◆ **What you need to do**: Identify the lines holding "full" and copy them.

◆ **Record extracts**:
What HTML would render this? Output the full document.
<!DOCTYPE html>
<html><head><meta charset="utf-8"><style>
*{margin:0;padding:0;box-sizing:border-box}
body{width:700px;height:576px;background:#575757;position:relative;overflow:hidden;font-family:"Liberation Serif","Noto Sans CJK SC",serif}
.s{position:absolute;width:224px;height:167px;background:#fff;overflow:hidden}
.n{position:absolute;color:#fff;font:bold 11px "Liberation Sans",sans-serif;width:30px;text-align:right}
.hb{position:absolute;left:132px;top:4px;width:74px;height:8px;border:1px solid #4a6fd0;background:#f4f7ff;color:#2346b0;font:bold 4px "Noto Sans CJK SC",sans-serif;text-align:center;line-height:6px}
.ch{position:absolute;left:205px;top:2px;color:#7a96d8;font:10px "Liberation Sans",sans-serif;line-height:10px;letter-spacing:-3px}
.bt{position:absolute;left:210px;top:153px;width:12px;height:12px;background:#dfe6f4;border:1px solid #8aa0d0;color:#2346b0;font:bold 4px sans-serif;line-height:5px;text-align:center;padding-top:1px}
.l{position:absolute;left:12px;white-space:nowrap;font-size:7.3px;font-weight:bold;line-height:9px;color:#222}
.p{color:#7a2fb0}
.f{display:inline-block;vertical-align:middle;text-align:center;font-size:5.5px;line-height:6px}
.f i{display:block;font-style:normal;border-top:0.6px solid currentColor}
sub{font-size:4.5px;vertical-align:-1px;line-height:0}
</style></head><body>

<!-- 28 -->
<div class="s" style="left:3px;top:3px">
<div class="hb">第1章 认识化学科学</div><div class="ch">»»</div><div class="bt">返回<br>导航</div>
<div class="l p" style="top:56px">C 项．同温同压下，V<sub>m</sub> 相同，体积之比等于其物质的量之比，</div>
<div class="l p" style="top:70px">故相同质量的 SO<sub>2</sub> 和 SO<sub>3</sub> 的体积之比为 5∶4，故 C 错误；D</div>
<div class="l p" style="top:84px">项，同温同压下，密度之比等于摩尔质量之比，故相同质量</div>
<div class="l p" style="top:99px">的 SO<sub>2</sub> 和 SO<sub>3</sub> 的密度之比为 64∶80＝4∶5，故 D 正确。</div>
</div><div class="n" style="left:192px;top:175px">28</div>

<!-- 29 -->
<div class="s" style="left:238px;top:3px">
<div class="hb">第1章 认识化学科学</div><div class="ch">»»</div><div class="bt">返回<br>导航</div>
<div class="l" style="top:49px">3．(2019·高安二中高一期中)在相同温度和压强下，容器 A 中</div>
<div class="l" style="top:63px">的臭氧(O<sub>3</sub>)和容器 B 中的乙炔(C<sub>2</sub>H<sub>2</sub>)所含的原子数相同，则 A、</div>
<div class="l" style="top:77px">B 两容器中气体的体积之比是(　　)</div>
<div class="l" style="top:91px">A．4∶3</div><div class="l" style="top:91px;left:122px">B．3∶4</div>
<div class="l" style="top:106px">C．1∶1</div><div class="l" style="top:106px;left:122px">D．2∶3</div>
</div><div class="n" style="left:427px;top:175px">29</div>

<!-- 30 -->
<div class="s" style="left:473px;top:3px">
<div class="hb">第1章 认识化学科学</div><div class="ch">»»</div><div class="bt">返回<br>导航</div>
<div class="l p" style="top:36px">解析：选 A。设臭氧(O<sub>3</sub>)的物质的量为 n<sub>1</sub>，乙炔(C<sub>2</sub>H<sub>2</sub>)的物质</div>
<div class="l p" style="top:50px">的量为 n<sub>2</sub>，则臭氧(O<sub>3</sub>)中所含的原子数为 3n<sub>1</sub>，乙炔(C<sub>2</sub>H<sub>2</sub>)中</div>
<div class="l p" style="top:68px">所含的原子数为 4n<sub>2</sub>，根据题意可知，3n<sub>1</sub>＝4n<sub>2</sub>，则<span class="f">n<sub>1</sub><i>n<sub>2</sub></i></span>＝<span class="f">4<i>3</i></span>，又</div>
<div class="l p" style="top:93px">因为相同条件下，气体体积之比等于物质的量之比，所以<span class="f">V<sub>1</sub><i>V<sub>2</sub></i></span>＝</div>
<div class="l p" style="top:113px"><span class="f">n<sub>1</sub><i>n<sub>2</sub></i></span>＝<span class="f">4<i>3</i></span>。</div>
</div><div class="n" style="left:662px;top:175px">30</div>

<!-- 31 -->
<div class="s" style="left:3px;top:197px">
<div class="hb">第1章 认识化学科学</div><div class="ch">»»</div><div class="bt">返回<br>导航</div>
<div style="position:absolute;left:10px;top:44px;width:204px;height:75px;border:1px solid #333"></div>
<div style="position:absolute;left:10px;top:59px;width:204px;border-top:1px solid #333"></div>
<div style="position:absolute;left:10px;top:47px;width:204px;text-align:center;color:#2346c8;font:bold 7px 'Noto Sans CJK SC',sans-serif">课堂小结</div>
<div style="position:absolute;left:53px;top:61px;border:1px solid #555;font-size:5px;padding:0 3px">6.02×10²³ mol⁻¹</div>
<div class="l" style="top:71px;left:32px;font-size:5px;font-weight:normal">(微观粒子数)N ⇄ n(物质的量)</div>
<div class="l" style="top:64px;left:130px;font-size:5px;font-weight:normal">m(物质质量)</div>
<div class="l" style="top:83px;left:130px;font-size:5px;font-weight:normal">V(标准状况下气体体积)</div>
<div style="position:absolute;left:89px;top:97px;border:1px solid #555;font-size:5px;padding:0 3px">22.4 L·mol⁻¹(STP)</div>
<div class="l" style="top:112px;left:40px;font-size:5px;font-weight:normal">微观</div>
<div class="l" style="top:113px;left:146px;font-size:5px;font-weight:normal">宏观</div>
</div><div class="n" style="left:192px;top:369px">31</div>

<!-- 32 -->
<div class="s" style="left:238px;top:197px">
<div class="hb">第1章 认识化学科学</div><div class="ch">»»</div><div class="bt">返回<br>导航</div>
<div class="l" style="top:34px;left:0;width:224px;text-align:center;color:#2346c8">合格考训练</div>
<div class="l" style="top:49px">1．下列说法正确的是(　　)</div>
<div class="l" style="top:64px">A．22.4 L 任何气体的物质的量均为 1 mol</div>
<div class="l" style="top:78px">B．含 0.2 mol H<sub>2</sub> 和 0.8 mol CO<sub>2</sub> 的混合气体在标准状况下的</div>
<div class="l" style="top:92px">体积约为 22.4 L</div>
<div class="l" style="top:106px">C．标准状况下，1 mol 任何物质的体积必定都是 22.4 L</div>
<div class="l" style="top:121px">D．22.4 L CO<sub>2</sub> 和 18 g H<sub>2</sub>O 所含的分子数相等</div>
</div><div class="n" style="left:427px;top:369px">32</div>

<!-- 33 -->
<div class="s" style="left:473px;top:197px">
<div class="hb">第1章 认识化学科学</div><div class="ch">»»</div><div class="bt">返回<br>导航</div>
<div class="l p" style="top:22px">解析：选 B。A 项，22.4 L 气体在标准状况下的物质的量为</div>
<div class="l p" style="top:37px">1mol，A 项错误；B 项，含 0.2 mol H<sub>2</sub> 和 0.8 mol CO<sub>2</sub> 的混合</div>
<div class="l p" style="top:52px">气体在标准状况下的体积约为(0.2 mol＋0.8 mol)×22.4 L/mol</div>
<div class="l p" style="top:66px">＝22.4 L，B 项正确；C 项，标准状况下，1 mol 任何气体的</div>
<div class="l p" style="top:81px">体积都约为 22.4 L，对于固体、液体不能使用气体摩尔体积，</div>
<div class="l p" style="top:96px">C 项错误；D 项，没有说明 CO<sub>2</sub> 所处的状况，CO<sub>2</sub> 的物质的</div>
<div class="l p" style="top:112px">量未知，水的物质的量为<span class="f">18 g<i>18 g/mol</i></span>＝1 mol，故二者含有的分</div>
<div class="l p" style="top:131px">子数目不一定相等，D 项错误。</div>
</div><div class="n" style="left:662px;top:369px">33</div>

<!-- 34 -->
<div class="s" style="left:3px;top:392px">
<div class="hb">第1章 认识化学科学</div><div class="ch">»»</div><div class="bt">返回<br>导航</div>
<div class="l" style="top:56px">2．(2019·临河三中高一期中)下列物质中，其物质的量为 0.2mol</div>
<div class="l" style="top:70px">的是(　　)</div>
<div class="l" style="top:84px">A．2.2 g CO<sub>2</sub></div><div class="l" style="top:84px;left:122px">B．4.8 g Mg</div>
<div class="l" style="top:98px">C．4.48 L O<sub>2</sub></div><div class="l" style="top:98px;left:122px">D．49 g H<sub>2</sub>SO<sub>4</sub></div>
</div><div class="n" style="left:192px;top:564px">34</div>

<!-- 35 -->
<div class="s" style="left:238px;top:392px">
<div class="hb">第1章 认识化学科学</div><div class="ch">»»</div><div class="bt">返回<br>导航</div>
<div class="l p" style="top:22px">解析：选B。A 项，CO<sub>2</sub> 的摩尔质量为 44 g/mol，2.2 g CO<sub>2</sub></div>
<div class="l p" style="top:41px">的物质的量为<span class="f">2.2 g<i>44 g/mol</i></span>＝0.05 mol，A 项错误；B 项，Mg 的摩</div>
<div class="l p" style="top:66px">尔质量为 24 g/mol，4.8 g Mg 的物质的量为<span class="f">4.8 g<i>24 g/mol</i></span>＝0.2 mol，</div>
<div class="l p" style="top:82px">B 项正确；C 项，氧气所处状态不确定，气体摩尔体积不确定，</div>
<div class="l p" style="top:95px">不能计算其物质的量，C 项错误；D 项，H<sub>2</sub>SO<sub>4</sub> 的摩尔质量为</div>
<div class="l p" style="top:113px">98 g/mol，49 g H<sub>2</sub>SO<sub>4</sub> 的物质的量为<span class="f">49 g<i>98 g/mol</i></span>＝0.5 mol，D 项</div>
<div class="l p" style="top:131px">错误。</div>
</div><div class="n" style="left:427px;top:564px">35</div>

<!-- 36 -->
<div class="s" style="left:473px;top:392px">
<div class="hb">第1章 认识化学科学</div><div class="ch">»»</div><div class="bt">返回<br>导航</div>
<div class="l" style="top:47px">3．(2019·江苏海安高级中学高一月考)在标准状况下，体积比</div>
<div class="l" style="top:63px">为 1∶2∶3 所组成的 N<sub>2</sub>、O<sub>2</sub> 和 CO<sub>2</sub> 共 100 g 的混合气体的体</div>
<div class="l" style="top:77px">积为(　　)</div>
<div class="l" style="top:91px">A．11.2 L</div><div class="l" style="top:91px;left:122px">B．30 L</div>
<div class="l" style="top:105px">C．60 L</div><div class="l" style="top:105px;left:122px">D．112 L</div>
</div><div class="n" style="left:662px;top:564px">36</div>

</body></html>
==
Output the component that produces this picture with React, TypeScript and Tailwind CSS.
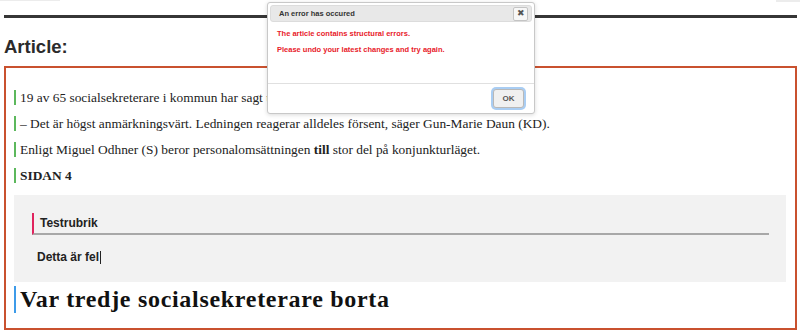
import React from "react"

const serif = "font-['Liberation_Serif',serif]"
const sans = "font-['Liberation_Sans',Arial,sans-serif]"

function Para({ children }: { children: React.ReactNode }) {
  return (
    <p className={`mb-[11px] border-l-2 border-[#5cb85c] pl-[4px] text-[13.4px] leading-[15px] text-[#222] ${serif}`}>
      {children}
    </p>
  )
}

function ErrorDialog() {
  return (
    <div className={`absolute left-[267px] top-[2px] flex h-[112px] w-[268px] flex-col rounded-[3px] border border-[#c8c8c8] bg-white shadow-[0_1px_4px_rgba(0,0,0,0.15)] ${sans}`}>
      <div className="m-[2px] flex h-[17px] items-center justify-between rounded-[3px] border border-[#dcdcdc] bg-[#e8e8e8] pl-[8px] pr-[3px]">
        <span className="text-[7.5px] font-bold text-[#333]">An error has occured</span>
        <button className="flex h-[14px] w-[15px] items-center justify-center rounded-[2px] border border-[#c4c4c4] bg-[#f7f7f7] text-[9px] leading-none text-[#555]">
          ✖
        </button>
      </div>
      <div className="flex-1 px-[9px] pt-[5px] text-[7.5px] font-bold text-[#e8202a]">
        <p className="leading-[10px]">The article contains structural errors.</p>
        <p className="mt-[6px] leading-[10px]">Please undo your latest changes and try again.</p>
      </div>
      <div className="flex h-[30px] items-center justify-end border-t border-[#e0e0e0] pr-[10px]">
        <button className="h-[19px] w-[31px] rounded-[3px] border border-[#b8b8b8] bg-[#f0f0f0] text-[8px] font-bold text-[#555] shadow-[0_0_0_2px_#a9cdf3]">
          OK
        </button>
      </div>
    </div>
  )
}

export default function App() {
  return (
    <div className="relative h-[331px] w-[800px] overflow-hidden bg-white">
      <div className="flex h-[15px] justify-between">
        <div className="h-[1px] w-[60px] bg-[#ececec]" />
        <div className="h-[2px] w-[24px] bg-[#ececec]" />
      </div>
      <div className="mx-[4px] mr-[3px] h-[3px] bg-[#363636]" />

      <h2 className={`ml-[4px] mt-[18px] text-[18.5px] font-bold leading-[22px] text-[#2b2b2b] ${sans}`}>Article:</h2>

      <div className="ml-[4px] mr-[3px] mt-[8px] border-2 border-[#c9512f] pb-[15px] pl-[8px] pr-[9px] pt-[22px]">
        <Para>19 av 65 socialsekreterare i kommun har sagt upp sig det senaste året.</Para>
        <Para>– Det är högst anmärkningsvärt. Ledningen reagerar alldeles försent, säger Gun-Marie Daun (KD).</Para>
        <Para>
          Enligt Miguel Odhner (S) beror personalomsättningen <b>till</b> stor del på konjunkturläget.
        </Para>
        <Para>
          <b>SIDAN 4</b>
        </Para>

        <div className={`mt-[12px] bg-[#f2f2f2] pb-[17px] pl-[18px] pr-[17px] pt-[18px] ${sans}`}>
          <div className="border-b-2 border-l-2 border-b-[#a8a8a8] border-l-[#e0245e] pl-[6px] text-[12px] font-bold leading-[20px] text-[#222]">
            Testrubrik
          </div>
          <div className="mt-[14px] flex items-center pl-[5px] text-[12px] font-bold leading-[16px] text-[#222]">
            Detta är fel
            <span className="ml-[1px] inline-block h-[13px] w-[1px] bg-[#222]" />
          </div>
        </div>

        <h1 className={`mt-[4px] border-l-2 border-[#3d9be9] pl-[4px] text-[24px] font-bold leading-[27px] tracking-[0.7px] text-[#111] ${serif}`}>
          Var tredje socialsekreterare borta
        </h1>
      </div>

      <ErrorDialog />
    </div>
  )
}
...
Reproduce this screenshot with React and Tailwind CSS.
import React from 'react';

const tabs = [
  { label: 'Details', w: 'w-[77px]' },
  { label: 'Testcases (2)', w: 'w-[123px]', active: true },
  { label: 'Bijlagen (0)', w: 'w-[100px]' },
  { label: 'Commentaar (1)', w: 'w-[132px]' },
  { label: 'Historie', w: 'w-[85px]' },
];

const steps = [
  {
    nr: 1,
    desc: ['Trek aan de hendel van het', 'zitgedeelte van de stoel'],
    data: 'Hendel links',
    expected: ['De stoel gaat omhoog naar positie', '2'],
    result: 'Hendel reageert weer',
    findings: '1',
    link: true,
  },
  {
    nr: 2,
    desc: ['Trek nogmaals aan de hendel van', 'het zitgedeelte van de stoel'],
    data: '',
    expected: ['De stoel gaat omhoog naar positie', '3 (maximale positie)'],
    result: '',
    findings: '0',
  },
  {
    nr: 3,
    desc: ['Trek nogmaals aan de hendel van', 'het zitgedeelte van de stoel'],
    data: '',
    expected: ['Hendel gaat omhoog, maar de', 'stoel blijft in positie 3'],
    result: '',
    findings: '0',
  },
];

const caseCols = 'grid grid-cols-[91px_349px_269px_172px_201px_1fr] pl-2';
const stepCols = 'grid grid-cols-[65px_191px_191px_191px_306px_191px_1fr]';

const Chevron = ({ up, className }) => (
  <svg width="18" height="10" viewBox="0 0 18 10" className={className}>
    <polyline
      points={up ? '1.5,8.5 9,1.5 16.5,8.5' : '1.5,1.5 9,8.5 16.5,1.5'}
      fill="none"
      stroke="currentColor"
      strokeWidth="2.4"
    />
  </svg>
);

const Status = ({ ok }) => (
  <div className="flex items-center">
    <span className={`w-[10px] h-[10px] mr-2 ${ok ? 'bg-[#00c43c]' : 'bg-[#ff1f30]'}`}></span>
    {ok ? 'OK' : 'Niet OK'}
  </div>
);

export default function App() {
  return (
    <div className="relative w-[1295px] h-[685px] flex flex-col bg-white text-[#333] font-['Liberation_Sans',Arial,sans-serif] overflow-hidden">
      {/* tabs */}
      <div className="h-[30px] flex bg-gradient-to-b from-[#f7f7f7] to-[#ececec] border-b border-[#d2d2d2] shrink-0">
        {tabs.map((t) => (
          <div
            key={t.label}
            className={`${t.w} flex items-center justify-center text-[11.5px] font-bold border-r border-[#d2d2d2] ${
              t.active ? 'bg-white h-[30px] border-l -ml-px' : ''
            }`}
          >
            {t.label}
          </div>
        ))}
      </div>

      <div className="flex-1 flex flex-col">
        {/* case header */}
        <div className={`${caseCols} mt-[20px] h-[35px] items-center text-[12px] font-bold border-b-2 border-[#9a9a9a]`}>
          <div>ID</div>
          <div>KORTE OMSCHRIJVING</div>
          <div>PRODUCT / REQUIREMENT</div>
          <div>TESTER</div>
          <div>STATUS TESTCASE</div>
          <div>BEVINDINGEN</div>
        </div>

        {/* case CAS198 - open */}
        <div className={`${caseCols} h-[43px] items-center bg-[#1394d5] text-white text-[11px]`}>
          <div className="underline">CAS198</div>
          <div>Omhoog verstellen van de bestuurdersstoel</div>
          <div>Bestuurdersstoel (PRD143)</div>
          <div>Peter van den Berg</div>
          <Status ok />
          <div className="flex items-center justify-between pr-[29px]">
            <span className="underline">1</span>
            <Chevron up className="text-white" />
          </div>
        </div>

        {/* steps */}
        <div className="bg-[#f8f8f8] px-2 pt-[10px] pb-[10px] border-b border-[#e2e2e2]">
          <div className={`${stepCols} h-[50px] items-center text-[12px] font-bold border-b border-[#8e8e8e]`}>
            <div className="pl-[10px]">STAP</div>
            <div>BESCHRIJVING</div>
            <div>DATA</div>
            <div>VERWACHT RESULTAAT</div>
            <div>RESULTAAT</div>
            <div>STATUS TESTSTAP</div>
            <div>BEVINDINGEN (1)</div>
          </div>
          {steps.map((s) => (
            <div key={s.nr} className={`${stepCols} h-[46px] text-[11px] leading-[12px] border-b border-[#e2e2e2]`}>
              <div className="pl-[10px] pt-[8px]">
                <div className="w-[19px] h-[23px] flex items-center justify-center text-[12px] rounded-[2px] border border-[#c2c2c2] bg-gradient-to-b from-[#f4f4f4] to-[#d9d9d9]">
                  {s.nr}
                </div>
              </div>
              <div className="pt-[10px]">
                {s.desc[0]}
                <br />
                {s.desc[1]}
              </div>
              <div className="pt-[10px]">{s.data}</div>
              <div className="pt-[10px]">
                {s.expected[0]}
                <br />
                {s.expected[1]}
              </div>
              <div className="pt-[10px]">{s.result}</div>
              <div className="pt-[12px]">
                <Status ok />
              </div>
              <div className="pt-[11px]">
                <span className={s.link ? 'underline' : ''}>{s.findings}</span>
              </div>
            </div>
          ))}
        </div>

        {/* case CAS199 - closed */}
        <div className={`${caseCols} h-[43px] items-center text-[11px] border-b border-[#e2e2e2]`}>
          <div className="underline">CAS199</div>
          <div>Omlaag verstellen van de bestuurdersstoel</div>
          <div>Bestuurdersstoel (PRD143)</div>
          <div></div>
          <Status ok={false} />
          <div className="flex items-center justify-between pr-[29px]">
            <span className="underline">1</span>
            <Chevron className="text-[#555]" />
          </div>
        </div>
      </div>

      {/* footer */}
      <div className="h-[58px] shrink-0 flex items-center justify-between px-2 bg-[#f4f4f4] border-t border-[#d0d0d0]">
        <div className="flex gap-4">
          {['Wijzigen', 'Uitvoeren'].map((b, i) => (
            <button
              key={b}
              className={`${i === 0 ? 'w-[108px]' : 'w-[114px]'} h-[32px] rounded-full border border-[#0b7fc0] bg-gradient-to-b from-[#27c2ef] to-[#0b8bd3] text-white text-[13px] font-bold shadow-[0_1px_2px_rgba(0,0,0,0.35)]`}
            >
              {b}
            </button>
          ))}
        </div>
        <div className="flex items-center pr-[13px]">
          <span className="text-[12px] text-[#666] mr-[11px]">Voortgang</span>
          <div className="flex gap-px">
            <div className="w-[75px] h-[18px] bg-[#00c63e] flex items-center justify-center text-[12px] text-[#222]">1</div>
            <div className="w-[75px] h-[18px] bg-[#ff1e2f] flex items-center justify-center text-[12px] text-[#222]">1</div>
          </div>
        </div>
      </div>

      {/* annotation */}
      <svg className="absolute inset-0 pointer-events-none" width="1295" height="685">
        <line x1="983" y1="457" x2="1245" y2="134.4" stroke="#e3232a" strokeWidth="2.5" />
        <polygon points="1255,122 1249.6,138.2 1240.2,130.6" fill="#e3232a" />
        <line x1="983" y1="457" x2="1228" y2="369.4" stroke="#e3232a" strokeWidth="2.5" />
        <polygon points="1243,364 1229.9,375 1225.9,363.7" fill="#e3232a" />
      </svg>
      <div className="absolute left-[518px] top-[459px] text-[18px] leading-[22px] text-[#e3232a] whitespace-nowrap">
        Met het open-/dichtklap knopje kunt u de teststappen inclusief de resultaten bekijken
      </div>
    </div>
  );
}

◆ **Right answer**:
What HTML would render this? Output the full document.
              className={`${i === 0 ? 'w-[108px]' : 'w-[114px]'} h-[32px] rounded-full border border-[#0b7fc0] bg-gradient-to-b from-[#27c2ef] to-[#0b8bd3] text-white text-[13px] font-bold shadow-[0_1px_2px_rgba(0,0,0,0.35)]`}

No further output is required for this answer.